The Ethics of Hodor

Nadine Ajaka

The Atlantic

2016-05-28

“In the 2014 scholarly essay “A Song of Ice and Fire’s Ethics of Disability,” Lauryn S. Mayer of Washington and Jefferson College and Pascal J. Massie of Miami University of Ohio examined the disability themes in George R.R. Martin’s book series. They wrote that the saga seemed interested in “dismantling the clichés of disability, examining the costs of ableist ideologies, and uncovering the fear of mortality and vulnerability that compels people to build a wall separating themselves from the disabled.””

“Lauryn S. Mayer: Medieval and fantasy literature has been noted by a lot of scholars for providing a space to imagine something different: another world—utopian, dystopian—or a particular way of thinking, different social structures, those kinds of things. The thing that I found interesting with Martin was that he takes a world in which people are particularly vulnerable and he plays that up.”
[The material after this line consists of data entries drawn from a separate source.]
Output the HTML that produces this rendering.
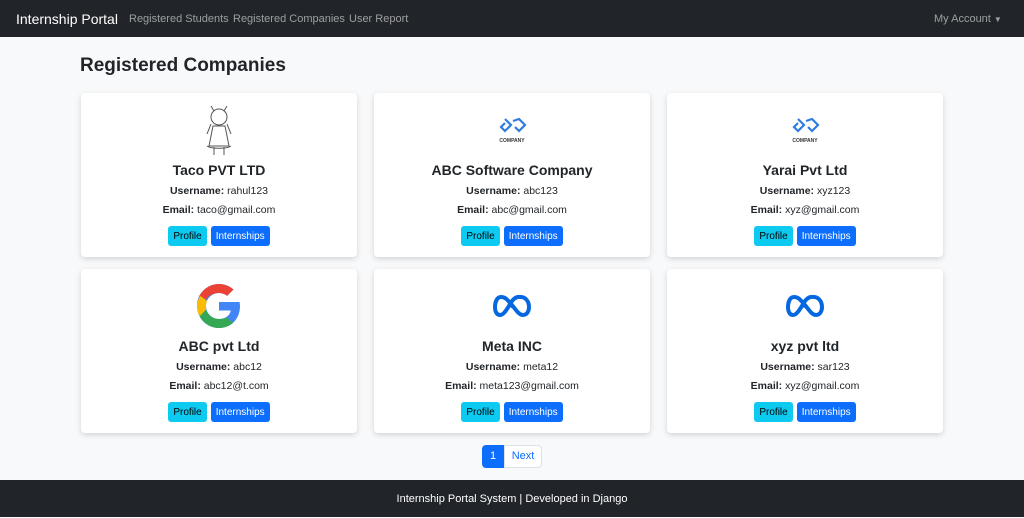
<!DOCTYPE html>
<html><head><meta charset="utf-8"><style>
*{box-sizing:border-box;margin:0;padding:0}
body{width:1024px;height:517px;background:#f8f9fa;font-family:"Liberation Sans",sans-serif;color:#212529;position:relative;overflow:hidden}
.nav{position:absolute;left:0;top:0;width:1024px;height:37px;background:#212529}
.nav span{position:absolute;top:1px;line-height:37px;color:rgba(255,255,255,.55);font-size:11px;white-space:nowrap}
.brand{color:#fff!important;font-size:14px!important;left:16px}
h1{position:absolute;left:80px;top:55px;font-size:19px;font-weight:bold;color:#212529}
.card{position:absolute;width:276px;height:164px;background:#fff;border-radius:4px;box-shadow:0 2px 6px rgba(0,0,0,.15);text-align:center}
.logo{position:absolute;left:0;right:0;top:7px;height:60px;display:flex;justify-content:center;align-items:center}
.t{position:absolute;left:0;right:0;top:69px;font-size:14px;font-weight:bold;color:#212529;line-height:16px}
.u{position:absolute;left:0;right:0;top:91px;font-size:10.5px;line-height:14px}
.e{position:absolute;left:0;right:0;top:110px;font-size:10.5px;line-height:14px}
.b{position:absolute;left:0;right:0;top:133px;height:20px;display:flex;justify-content:center;gap:4px}
.b span{display:block;height:20px;line-height:21px;font-size:10px;padding:0 5px;border-radius:3px}
.p{background:#0dcaf0;color:#000}
.i{background:#0d6efd;color:#fff}
.pg{position:absolute;top:445px;height:23px;line-height:23px;font-size:11px;text-align:center}
.foot{position:absolute;left:0;top:480px;width:1024px;height:37px;background:#212529;color:#fff;font-size:11px;text-align:center;line-height:38px}
</style></head><body>
<div class="nav">
<span class="brand">Internship Portal</span>
<span style="left:129px">Registered Students</span>
<span style="left:233px">Registered Companies</span>
<span style="left:349px">User Report</span>
<span style="left:934px">My Account <span style="position:static;font-size:8px">▼</span></span>
</div>
<h1>Registered Companies</h1>

<div class="card" style="left:81px;top:93px">
<div class="logo"><svg width="40" height="56" viewBox="0 0 40 56" fill="none" stroke="#555" stroke-width="1"><path d="M12 4l3 5M28 4l-3 5"/><circle cx="20" cy="15" r="8"/><path d="M12 22l-4 10M28 22l4 10M14 24h12l4 20H10z"/><path d="M8 44c4 3 20 3 24 0M15 45v8M25 45v8"/></svg></div>
<div class="t">Taco PVT LTD</div>
<div class="u"><b>Username:</b> rahul123</div>
<div class="e"><b>Email:</b> taco@gmail.com</div>
<div class="b"><span class="p">Profile</span><span class="i">Internships</span></div></div>

<div class="card" style="left:374px;top:93px">
<div class="logo"><svg width="34" height="30" viewBox="0 0 34 30"><path d="M10 4l6 6-6 6-4-4 4-4M18 6l6-2 6 6-6 6-4-4" fill="none" stroke="#2f7de1" stroke-width="2.2"/><text x="17" y="27" font-size="5" font-weight="bold" text-anchor="middle" fill="#333" font-family="Liberation Sans">COMPANY</text></svg></div>
<div class="t">ABC Software Company</div>
<div class="u"><b>Username:</b> abc123</div>
<div class="e"><b>Email:</b> abc@gmail.com</div>
<div class="b"><span class="p">Profile</span><span class="i">Internships</span></div></div>

<div class="card" style="left:667px;top:93px">
<div class="logo"><svg width="34" height="30" viewBox="0 0 34 30"><path d="M10 4l6 6-6 6-4-4 4-4M18 6l6-2 6 6-6 6-4-4" fill="none" stroke="#2f7de1" stroke-width="2.2"/><text x="17" y="27" font-size="5" font-weight="bold" text-anchor="middle" fill="#333" font-family="Liberation Sans">COMPANY</text></svg></div>
<div class="t">Yarai Pvt Ltd</div>
<div class="u"><b>Username:</b> xyz123</div>
<div class="e"><b>Email:</b> xyz@gmail.com</div>
<div class="b"><span class="p">Profile</span><span class="i">Internships</span></div></div>

<div class="card" style="left:81px;top:269px">
<div class="logo"><svg width="48" height="48" viewBox="0 0 48 48"><path d="M44.5 20H24v8.5h11.8C34.7 33.9 30.1 37 24 37c-7.2 0-13-5.8-13-13s5.8-13 13-13c3.1 0 5.9 1.1 8.1 2.9l6.4-6.4C34.6 4.1 29.6 2 24 2 11.8 2 2 11.8 2 24s9.8 22 22 22c11 0 21-8 21-22 0-1.3-.2-2.7-.5-4z" fill="#4285f4"/><path d="M3.2 13.7l7 5.1C12.1 14.3 17.7 11 24 11c3.1 0 5.9 1.1 8.1 2.9l6.4-6.4C34.6 4.1 29.6 2 24 2 15.6 2 8.3 6.7 4.6 13.7z" fill="#ea4335"/><path d="M24 46c5.5 0 10.4-1.9 14.1-5.1l-6.6-5.5C29.5 36.8 26.9 37 24 37c-6 0-11.1-3.9-12.9-9.4l-7 5.4C7.7 40.7 15.3 46 24 46z" fill="#34a853"/><path d="M11.1 27.6C10.4 26.4 11 25.3 11 24s.4-3.4 1-5.2l-7-5.1C3.7 16.8 2 20.3 2 24s1 7.2 2.6 10.3z" fill="#fbbc05"/></svg></div>
<div class="t">ABC pvt Ltd</div>
<div class="u"><b>Username:</b> abc12</div>
<div class="e"><b>Email:</b> abc12@t.com</div>
<div class="b"><span class="p">Profile</span><span class="i">Internships</span></div></div>

<div class="card" style="left:374px;top:269px">
<div class="logo"><svg width="40" height="24" viewBox="0 0 40 24"><path d="M20 12C15 4 12 3 9 3 5 3 3 8 3 13s2 8 5 8c4 0 7-6 12-14 4-5 7-4 9-4 4 0 8 4 8 10 0 4-2 8-6 8-4 0-7-5-11-10" fill="none" stroke="#0668e1" stroke-width="4" stroke-linecap="round"/></svg></div>
<div class="t">Meta INC</div>
<div class="u"><b>Username:</b> meta12</div>
<div class="e"><b>Email:</b> meta123@gmail.com</div>
<div class="b"><span class="p">Profile</span><span class="i">Internships</span></div></div>

<div class="card" style="left:667px;top:269px">
<div class="logo"><svg width="40" height="24" viewBox="0 0 40 24"><path d="M20 12C15 4 12 3 9 3 5 3 3 8 3 13s2 8 5 8c4 0 7-6 12-14 4-5 7-4 9-4 4 0 8 4 8 10 0 4-2 8-6 8-4 0-7-5-11-10" fill="none" stroke="#0668e1" stroke-width="4" stroke-linecap="round"/></svg></div>
<div class="t">xyz pvt ltd</div>
<div class="u"><b>Username:</b> sar123</div>
<div class="e"><b>Email:</b> xyz@gmail.com</div>
<div class="b"><span class="p">Profile</span><span class="i">Internships</span></div></div>

<div class="pg" style="left:482px;width:22px;background:#0d6efd;color:#fff;border-radius:4px 0 0 4px">1</div>
<div class="pg" style="left:504px;width:38px;background:#fff;color:#0d6efd;border:1px solid #dee2e6;border-radius:0 4px 4px 0;line-height:21px">Next</div>

<div class="foot">Internship Portal System | Developed in Django</div>
</body></html>
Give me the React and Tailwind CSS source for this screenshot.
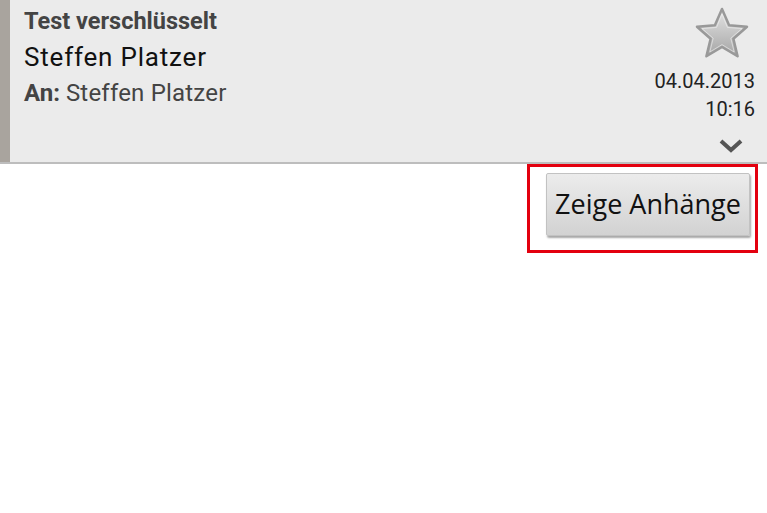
export default function App() {
  return (
    <div className="w-[767px] h-[513px] bg-white overflow-hidden" style={{ fontFamily: "Roboto, 'Noto Sans', sans-serif" }}>
      <div className="flex h-[164px] bg-[#ebebeb] border-b-2 border-[#bdbdbd]">
        <div className="w-[10px] bg-[#a9a49e]" />
        <div className="flex-1 pl-[14px] pt-[9px]">
          <div className="text-[23.5px] leading-[24px] font-bold text-[#444]">Test verschlüsselt</div>
          <div className="text-[26px] leading-[32px] tracking-[0.8px] text-[#111] mt-[8px]">Steffen Platzer</div>
          <div className="text-[24px] leading-[28px] text-[#444] mt-[6px]">
            <span className="font-bold">An:</span> <span className="tracking-[0.2px]">Steffen Platzer</span>
          </div>
        </div>
        <div className="flex flex-col items-end pr-[12px] pt-[6px]">
          <svg width="56" height="54" viewBox="0 0 56 54" className="mr-[5px]">
            <defs>
              <linearGradient id="sg" x1="0" y1="0" x2="0" y2="1">
                <stop offset="0" stopColor="#e4e4e4" />
                <stop offset="1" stopColor="#a5a5a5" />
              </linearGradient>
            </defs>
            <path
              d="M28 3 L35.1 19.3 L53 20.7 L39.4 32.7 L43.6 50.3 L28 41 L12.4 50.3 L16.6 32.7 L3 20.7 L20.9 19.3 Z"
              fill="url(#sg)"
              stroke="#999"
              strokeWidth="2.5"
              strokeLinejoin="round"
            />
            <path
              d="M28 8 L33.4 21.4 L48 22.6 L36.8 32.2 L40.2 46 L28 38.6 L15.8 46 L19.2 32.2 L8 22.6 L22.6 21.4 Z"
              fill="none"
              stroke="#f2f2f2"
              strokeOpacity="0.6"
              strokeWidth="1"
              strokeLinejoin="round"
            />
          </svg>
          <div className="text-[20px] leading-[28px] text-[#222] mt-[7px]">04.04.2013</div>
          <div className="text-[20px] leading-[28px] text-[#222]">10:16</div>
          <svg width="24" height="14" viewBox="0 0 24 14" className="mt-[16px] mr-[12px]">
            <path d="M2 2 L12 11 L22 2" fill="none" stroke="#555" strokeWidth="4" />
          </svg>
        </div>
      </div>
      <div className="flex justify-end pr-[9px]">
        <div className="w-[231px] h-[89px] border-[3px] border-[#e3000f] pl-[16px] pt-[6px] pr-[5px]">
          <div className="h-[63px] w-[204px] rounded-[2px] border border-[#c2c2c2] bg-gradient-to-b from-[#ececec] to-[#d2d2d2] shadow-[1px_2px_2px_rgba(0,0,0,0.35)] flex items-center justify-center">
            <span className="text-[27px] text-[#111]" style={{ fontFamily: "'Open Sans', Roboto, sans-serif" }}>Zeige Anhänge</span>
          </div>
        </div>
      </div>
    </div>
  );
}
“By talking about disability as a very certain set of extreme conditions, we have a tendency of setting up these walls between them and us. But what Martin does is show how very, very fragile the boundaries between wholeness and bodily vulnerability are. Only in a moment you can go from being an “able” person to somebody who is “disabled.””

“And when you get to that scene where he snaps his chains and then snaps his tormenter in half, that’s not him, that’s Bran. Hodor is horrified by what’s happened. Bran’s always using an excuse: “I just want to be strong again,” “I won’t do this for too long”—that’s the logic of the abuser.

Hodor’s supposed to be loyal anyways. You could just have Bran tell Hodor to hold the door and have him die sacrificially. But I think it’s very interesting that the show shows this early violation against a kid who could have grown up to be a perfectly functioning and very colorful adult.”

“Kornhaber: The point you made earlier about the show reminding people of their fragility—it seems like this revelation about Hodor’s past is another example of that. It wasn’t something he was born with.”

“Mayer: Yeah, and that’s the reason, I think, people react so viscerally to the show. Look at the reaction [videos] to any particular horrifying episode of Game of Thrones, like Shireen being burned to death or the Red Wedding. If you watch people’s body language, they are acting as if they themselves are being physically hurt, right? A lot of them will start curling into themselves. They’ll start touching parts of their bodies like you do when you’re injured. And if you look at the comments afterwards, you see the kind of thing where [it’s like] people dropped something on their foot. A lot of them are not even able to articulate complete sentences: “FUCK THIS FUCKING SHOW!” or “I can’t even, I can’t, I can’t.””

“When I was driving back from Pittsburgh before I had this interview, I got cut off by a large truck. A three-second miscalculation, and you’d be having this conversation with someone else. And that [feeling], I think, is what Martin does. In terms of disability, it really reminds us of how profoundly vulnerable that we are—that the boundary between the abled and the disabled is so thin.”

“I’m leery about any sort of generalization turning medieval people into a homogenous mass. Class does have a huge influence. Courtly literature will usually show lower classes as being inherently less intelligent, less good looking, less able to do things. There’s the trope of the kid of the royal blood raised as a peasant but of course you know he’s of royal blood because he’s so much smarter or whatever. In a lot of cases, medieval courtly literature was self-serving because it was trying to take a class situation and make it an inherent set of qualities. So somebody who was born into a class to serve would probably have automatically been treated as if they were somewhat less mentally capable, which would have been encouraged by the fact that very few of them could read and write.”